Around the same time, NetChoice and the CCIA sued the State of Texas (NetChoice & CCIA V. Paxton) to prevent a similar social media moderation law, HB 20, from being used against their members. In December 2021, a federal trial court in Austin sided with the trade associations.[5] The sitting judge, citing the opinions from Moody, held that the First Amendment grants social media platforms editorial discretion to moderate content on their websites. Everything changed a few months ago, however, when the Fifth Circuit reversed that court, ruling that the Texas law was constitutional because it sought to chill censorship. At the technology companies’ behest, the Fifth Circuit stayed its decision from going into effect pending the Florida litigation’s appeal at the Supreme Court.

To summarize, disparate arguments persuaded the Fifth and Eleventh Circuits to different conclusions regarding whether the First Amendment protects a social media company’s content moderation. The Eleventh Circuit found that it did in Moody, comparing content moderation to a newspaper’s exercise of editorial discretion. In contrast, the Fifth Circuit held in Paxton that the First Amendment did not apply to a company’s content moderation, concluding instead that it is often a pretext for illegal censorship.

Update: At its October 2023 session, the Supreme Court recently granted certiorari in Moody v. NetChoice, LLC and NetChoice, LLC v. Paxton. [6]

Communications Decency Act

Beyond Moody and Paxton, the Supreme Court recently took up two cases dealing with Section 230 of the Communications Decency Act (CDA). Section 230(c)(1) immunizes an interactive website from any civil liability accruing from a user’s creation or development of content. Section 230(c)(2), on the other hand, immunizes an interactive website from liability that may result from taking down content that (a) was posted to one of its pages and that (b) it finds objectionable. Both complementary immunities have their exceptions codified in Section 230(e) – for example, Section 230 might not grant immunity for liability resulting from aiding and abetting terrorism.

In October 2022, the Supreme Court granted certiorari in Gonzalez v. Google and Twitter v. Taamneh, two California cases heard by the Ninth Circuit dealing with the potential terrorism exception to Section 230. In both cases, the plaintiffs sued the respective tech giant for prioritizing and recommending terrorist recruitment content after one of their family members died in an attack waged by the Islamic State of Iraq and Syria.
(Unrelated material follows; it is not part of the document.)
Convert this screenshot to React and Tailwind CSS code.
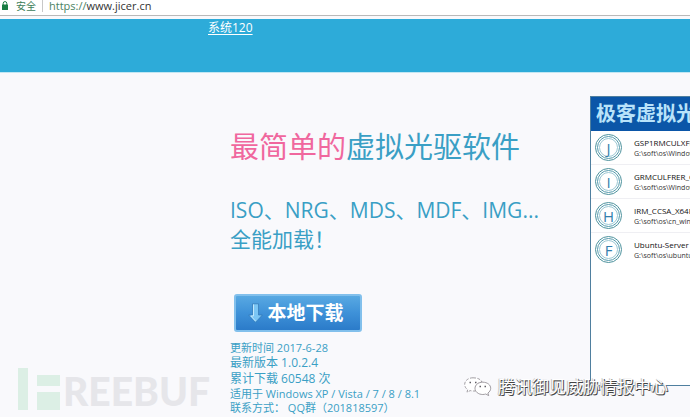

The Ninth Circuit, deciding both cases, held that the plaintiffs could hold them liable for aiding and abetting terrorism on the facts in Taamneh, but not in Gonzalez.[7] This ruling contrasts with Force v. Facebook, where the Second Circuit found in 2019 that similar causes of action did not pierce the tech companies’ Section 230 immunity.[8] The Supreme Court now has an opportunity to mold the law of internet speech platform regulation, at least as it pertains to CDA Section 230.[9]

Content Moderation’s Future

Content moderation on social media platforms could change depending on how the Supreme Court handles these recent cases concerning free speech on the internet. Before the Fifth Circuit came out the way it did, internet platforms had almost unfettered discretion under the First Amendment to take down content and ban users. However, future developments in the law of internet speech platform regulation may force social media companies to host or carry content and users they find “objectionable” on their platforms. This possibility risks creating a wide variety of new legal issues for such companies to navigate.

Authors:
Julian Oscar Alvarez, Associate, Litigation Department
Nathan M. Shaw, Associate, Corporate Department


[1] E.g., NetChoice, LLC v. Paxton, No. 21A720 (May 31, 2022) (Alito, J., dissenting from grant of application to vacate stay), https://www.supremecourt.gov/opinions/21pdf/21a720_6536.pdf.
[2] Biden v. Knight First Amendment Inst., 141 S. Ct. 1220 (2021) (Thomas, J., concurring in grant of writ of certiorari), https://www.supremecourt.gov/opinions/20pdf/20-197_5ie6.pdf.
[3] U.S. Const. amend. I. The Fourteenth Amendment’s Due Process Clause expands the reach of this constraint to state and local governments and municipalities. See generally id. amend. XIV, § 1.
[4] NetChoice, LLC v. Moody, 546 F. Supp. 3d 1082 (N.D. Fla. 2021), https://casetext.com/case/netchoice-llc-v-moody, aff’d in part, No. 21-12355 (11th Cir. May 23, 2022), https://media.ca11.uscourts.gov/opinions/pub/files/202112355.pdf, petition for cert. docketed, No. 22-277 (U.S. Sept. 23, 2022).
[5] Paxton, 573 F. Supp. 3d 1092 (W.D. Tex. 2021), https://casetext.com/case/netchoice-llc-v-paxton-3, vacated, No. 21-51178 (5th Cir. Sept. 16, 2022), https://www.ca5.uscourts.gov/opinions/pub/21/21-51178-CV1.pdf.
[6] 92 U.S.L.W. 3053, 3054 (Oct. 5, 2023) (Nos. 22-277 and 22-555).
[7] E.g., Gonzalez v. Google LLC, 21 F.4th 665 (9th Cir. 2022), https://cdn.ca9.uscourts.gov/datastore/opinions/2021/06/22/18-16700.pdf, cert. granted, No. 21-1333 (Oct. 3, 2022), https://www.supremecourt.gov/orders/courtorders/100322zor_fcgj.pdf.

[8] Force v. Facebook, Inc., 934 F.3d 53 (2d Cir. 2019), https://casetext.com/case/force-v-facebook-inc, cert. denied, No. 19-859 (U.S. May 18, 2020).

[9] The Moody and Paxton panels did not reach the immunities in CDA Section 230(c)(2) except in passing.